***** DATA SEGMENT

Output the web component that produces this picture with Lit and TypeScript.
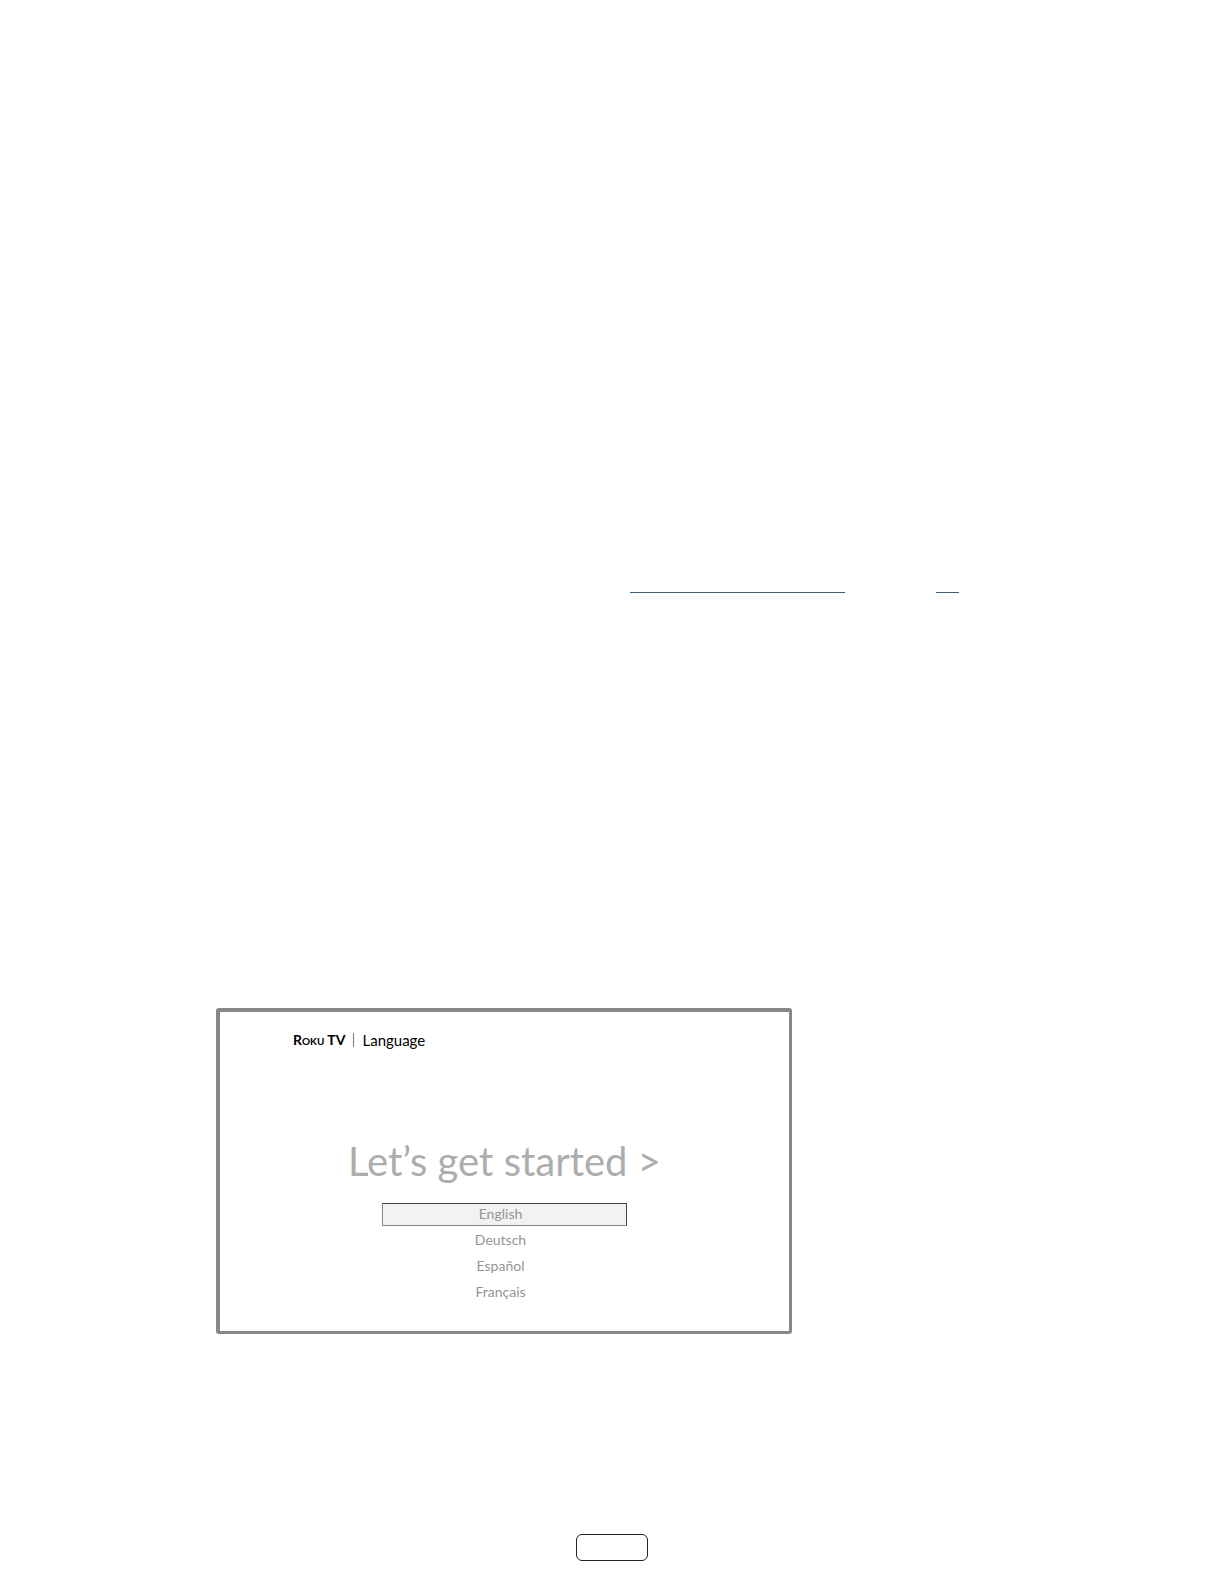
import { LitElement, html, css } from "lit";
import { customElement, state } from "lit/decorators.js";

@customElement("app-root")
export class AppRoot extends LitElement {
  @state() private selected = "English";

  private languages = ["English", "Deutsch", "Español", "Français"];

  static styles = css`
    :host {
      display: block;
      font-family: Lato, "Open Sans", sans-serif;
      background: #fff;
      color: #000;
    }
    .page {
      box-sizing: border-box;
      min-height: 100vh;
      display: flex;
      flex-direction: column;
      padding: 592px 216px 23px;
    }
    .rules {
      display: flex;
      justify-content: flex-end;
      gap: 91px;
      padding-right: 49px;
      margin-bottom: 415px;
    }
    .rule {
      height: 1px;
      background: #3a5f82;
    }
    .long {
      width: 215px;
    }
    .short {
      width: 23px;
    }
    .screen {
      box-sizing: border-box;
      width: 100%;
      max-width: 576px;
      border: 4px solid #888;
      border-right-width: 3px;
      border-bottom-width: 3px;
      border-radius: 3px;
      padding: 18px 0 27px;
    }
    .bar {
      display: flex;
      align-items: center;
      gap: 8px;
      padding-left: 73px;
      font-size: 15px;
      line-height: 20px;
    }
    .brand {
      font-size: 14px;
      font-weight: 700;
      font-variant: small-caps;
    }
    .divider {
      width: 1px;
      height: 14px;
      background: #777;
    }
    h1 {
      margin: 85px 0 16px;
      font-size: 40px;
      line-height: 52px;
      font-weight: 400;
      text-align: center;
      color: #adadad;
    }
    .options {
      display: flex;
      flex-direction: column;
      gap: 3px;
      width: 245px;
      margin: 0 auto;
    }
    .option {
      box-sizing: border-box;
      height: 23px;
      padding: 0 8px 2px 0;
      border: 1px solid transparent;
      background: none;
      font: inherit;
      font-size: 14px;
      line-height: 19px;
      color: #959595;
      text-align: center;
    }
    .selected {
      background: #f2f2f2;
      border-color: #444 #444 #888 #888;
    }
    .footer {
      display: flex;
      justify-content: center;
      margin-top: auto;
    }
    .tab {
      box-sizing: border-box;
      width: 72px;
      height: 27px;
      border: 1px solid #222;
      border-radius: 6px;
    }
  `;

  render() {
    return html`
      <main class="page">
        <div class="rules">
          <div class="rule long"></div>
          <div class="rule short"></div>
        </div>
        <section class="screen">
          <header class="bar">
            <span class="brand">Roku TV</span>
            <span class="divider"></span>
            <span>Language</span>
          </header>
          <h1>Let’s get started &gt;</h1>
          <div class="options">
            ${this.languages.map(
              (language) => html`<button
                type="button"
                class="option ${language === this.selected ? "selected" : ""}"
                aria-pressed=${language === this.selected ? "true" : "false"}
                @click=${() => (this.selected = language)}
              >${language}</button>`
            )}
          </div>
        </section>
        <footer class="footer"><div class="tab"></div></footer>
      </main>
    `;
  }
}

**********

◆ WHAT YOU SHOULD DO ◆
Reproduce all of the data exactly, omitting each picture it holds.

◆ EXERCISE OUTPUT ◆
Output the web component that produces this picture with Lit and TypeScript.
import { LitElement, html, css } from "lit";
import { customElement, state } from "lit/decorators.js";

@customElement("app-root")
export class AppRoot extends LitElement {
  @state() private selected = "English";

  private languages = ["English", "Deutsch", "Español", "Français"];

  static styles = css`
    :host {
      display: block;
      font-family: Lato, "Open Sans", sans-serif;
      background: #fff;
      color: #000;
    }
    .page {
      box-sizing: border-box;
      min-height: 100vh;
      display: flex;
      flex-direction: column;
      padding: 592px 216px 23px;
    }
    .rules {
      display: flex;
      justify-content: flex-end;
      gap: 91px;
      padding-right: 49px;
      margin-bottom: 415px;
    }
    .rule {
      height: 1px;
      background: #3a5f82;
    }
    .long {
      width: 215px;
    }
    .short {
      width: 23px;
    }
    .screen {
      box-sizing: border-box;
      width: 100%;
      max-width: 576px;
      border: 4px solid #888;
      border-right-width: 3px;
      border-bottom-width: 3px;
      border-radius: 3px;
      padding: 18px 0 27px;
    }
    .bar {
      display: flex;
      align-items: center;
      gap: 8px;
      padding-left: 73px;
      font-size: 15px;
      line-height: 20px;
    }
    .brand {
      font-size: 14px;
      font-weight: 700;
      font-variant: small-caps;
    }
    .divider {
      width: 1px;
      height: 14px;
      background: #777;
    }
    h1 {
      margin: 85px 0 16px;
      font-size: 40px;
      line-height: 52px;
      font-weight: 400;
      text-align: center;
      color: #adadad;
    }
    .options {
      display: flex;
      flex-direction: column;
      gap: 3px;
      width: 245px;
      margin: 0 auto;
    }
    .option {
      box-sizing: border-box;
      height: 23px;
      padding: 0 8px 2px 0;
      border: 1px solid transparent;
      background: none;
      font: inherit;
      font-size: 14px;
      line-height: 19px;
      color: #959595;
      text-align: center;
    }
    .selected {
      background: #f2f2f2;
      border-color: #444 #444 #888 #888;
    }
    .footer {
      display: flex;
      justify-content: center;
      margin-top: auto;
    }
    .tab {
      box-sizing: border-box;
      width: 72px;
      height: 27px;
      border: 1px solid #222;
      border-radius: 6px;
    }
  `;

  render() {
    return html`
      <main class="page">
        <div class="rules">
          <div class="rule long"></div>
          <div class="rule short"></div>
        </div>
        <section class="screen">
          <header class="bar">
            <span class="brand">Roku TV</span>
            <span class="divider"></span>
            <span>Language</span>
          </header>
          <h1>Let’s get started &gt;</h1>
          <div class="options">
            ${this.languages.map(
              (language) => html`<button
                type="button"
                class="option ${language === this.selected ? "selected" : ""}"
                aria-pressed=${language === this.selected ? "true" : "false"}
                @click=${() => (this.selected = language)}
              >${language}</button>`
            )}
          </div>
        </section>
        <footer class="footer"><div class="tab"></div></footer>
      </main>
    `;
  }
}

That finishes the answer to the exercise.